Por supuesto, lo verdaderamente pintoresco de ese novedoso fenómeno de la política nacional ha sido la respuesta de los contradictores de Mejía: unos se han contentado con invocar fantasmas del pasado más lejano (rememorando los momentos críticos de su gobierno y de su estilo personal de manejarse en público) olvidándose de que estamos ya cronológicamente a una generación de distancia de ellos, y otros se han remitido a un pretérito más cercano (evocado cifras de apoyo y de rechazo que ya pueden no responder a los hechos porque después de las elecciones recientes hay nuevas realidades y percepciones) en un increíble ejercicio de reafirmación de “pifias” que dista mucho de la racionalidad y la inteligencia… Es obvio que, para poner un simple ejemplo entre muchos posibles, el regreso al poder de Balaguer en 1986 (superando las constantes referencias perredeistas a los espíritus del ayer) no les enseñó gran cosa.

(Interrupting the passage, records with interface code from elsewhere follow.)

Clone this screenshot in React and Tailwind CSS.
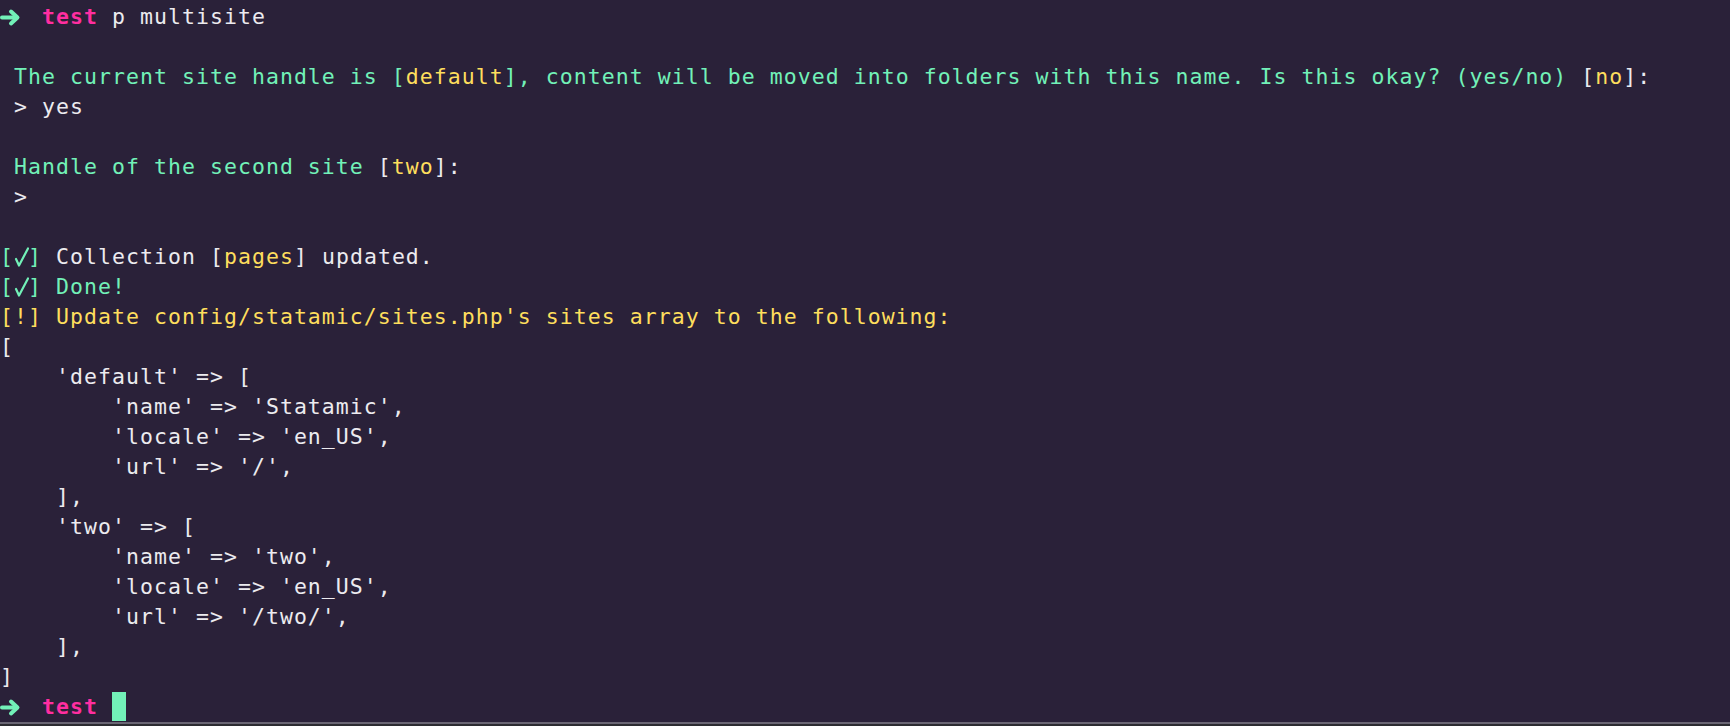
import React from 'react'

const G = 'text-[#72f1b8]'
const Y = 'text-[#fede5d]'
const W = 'text-[#ecebef]'
const P = 'text-[#ff2ea0] font-bold'

// thick zsh arrow, drawn since the font glyph is too thin
const Arrow = () => (
  <span className="inline-block w-[28px] h-[30px] align-top">
    <svg width="21" height="30" viewBox="0 0 21 30" className="block">
      <path d="M2 15.5 H16" stroke="#72f1b8" strokeWidth="4" strokeLinecap="round" />
      <path d="M11 9.5 L17.5 15.5 L11 21.5" stroke="#72f1b8" strokeWidth="4" fill="none" strokeLinecap="round" strokeLinejoin="round" />
    </svg>
  </span>
)

const Check = () => (
  <span className="inline-block w-[14px] h-[30px] align-top">
    <svg width="15" height="30" viewBox="0 0 15 30" className="block">
      <path d="M2 17 L5 23.5 L14 6.5" stroke="#72f1b8" strokeWidth="2.2" fill="none" strokeLinecap="round" strokeLinejoin="round" />
    </svg>
  </span>
)

const Prompt = ({children}) => (
  <>
    <Arrow />
    {' '}
    <span className={P}>test</span>
    {children}
  </>
)

const lines = [
  <Prompt><span className={W}> p multisite</span></Prompt>,
  '',
  <>
    <span className={G}> The current site handle is [</span>
    <span className={Y}>default</span>
    <span className={G}>], content will be moved into folders with this name. Is this okay? (yes/no) </span>
    <span className={W}>[</span>
    <span className={Y}>no</span>
    <span className={W}>]:</span>
  </>,
  <span className={W}> &gt; yes</span>,
  '',
  <>
    <span className={G}> Handle of the second site </span>
    <span className={W}>[</span>
    <span className={Y}>two</span>
    <span className={W}>]:</span>
  </>,
  <span className={W}> &gt;</span>,
  '',
  <>
    <span className={G}>[<Check />]</span>
    <span className={W}> Collection [</span>
    <span className={Y}>pages</span>
    <span className={W}>] updated.</span>
  </>,
  <span className={G}>[<Check />] Done!</span>,
  <span className={Y}>[!] Update config/statamic/sites.php's sites array to the following:</span>,
  '[',
  "    'default' => [",
  "        'name' => 'Statamic',",
  "        'locale' => 'en_US',",
  "        'url' => '/',",
  '    ],',
  "    'two' => [",
  "        'name' => 'two',",
  "        'locale' => 'en_US',",
  "        'url' => '/two/',",
  '    ],',
  ']',
  <Prompt>
    {' '}
    <span className="inline-block w-[14px] h-[29px] align-top bg-[#72f1b8]"></span>
  </Prompt>,
]

const App = () => {
  return (
    <div className="w-[1730px] h-[726px] bg-[#2a2139] flex flex-col overflow-hidden">
      <div className="flex-1 pt-[2px] text-[21.5px] tracking-[1.05px] leading-[30px] whitespace-pre text-[#ecebef]"
        style={{fontFamily: '"DejaVu Sans Mono", "Liberation Mono", monospace'}}>
        {lines.map((l, i) => (
          <div key={i} className="h-[30px]">{l}</div>
        ))}
      </div>
      <div className="h-[2px] bg-[#6a6674]"></div>
      <div className="h-[2px] bg-[#2c2b31]"></div>
    </div>
  )
}

export default App
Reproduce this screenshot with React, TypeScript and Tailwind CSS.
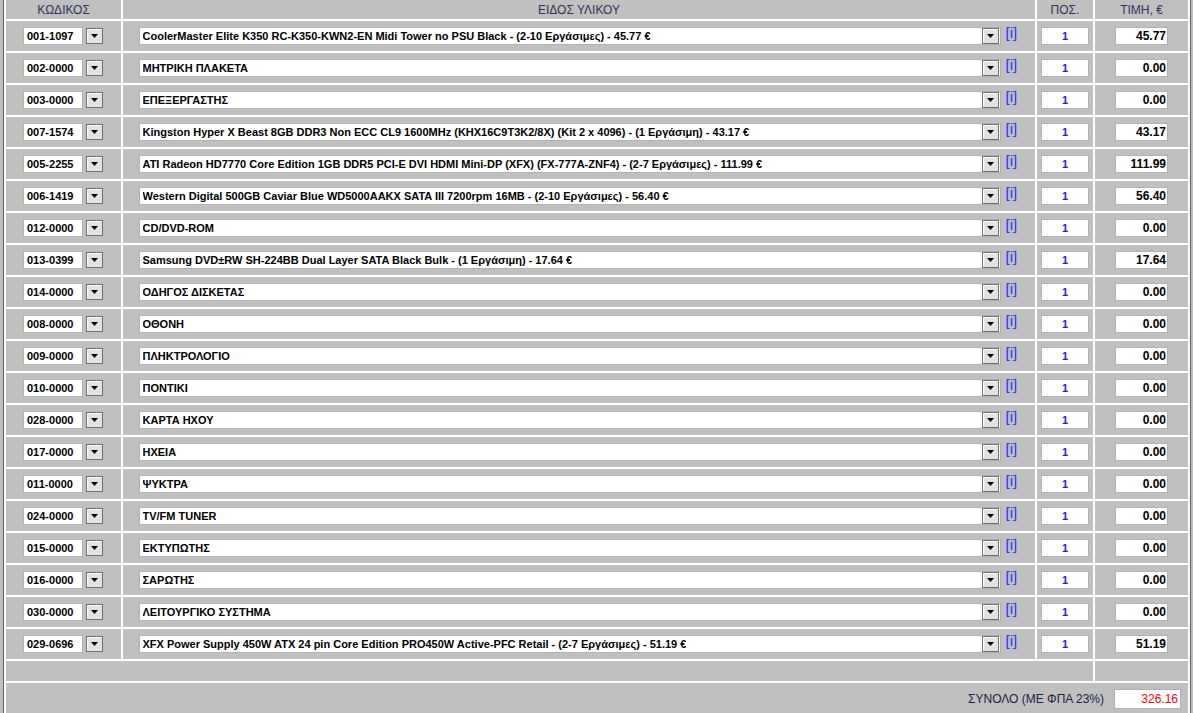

La verdad monda y lironda es que, mientras sus antagonistas siguen “cociéndose” en su propia salsa, Hipólito Mejía, como el ave Fénix, se está levantando espectacularmente de sus propias cenizas, y la altura final de su vuelo político probablemente dependerá, más que de su trabajo proselitista (porque nadie es más conocido que él en el país), de cómo sus adversarios perredeístas terminen “toreando” los errores de la víspera y del sesgo que tome la situación política nacional en los próximos meses… Mejía está demostrando que es un “político de raza”, y su “reciclaje” definitivo, como ha acontecido siempre en América Latina con los líderes de su estirpe, ya sólo parece cuestión de tiempo.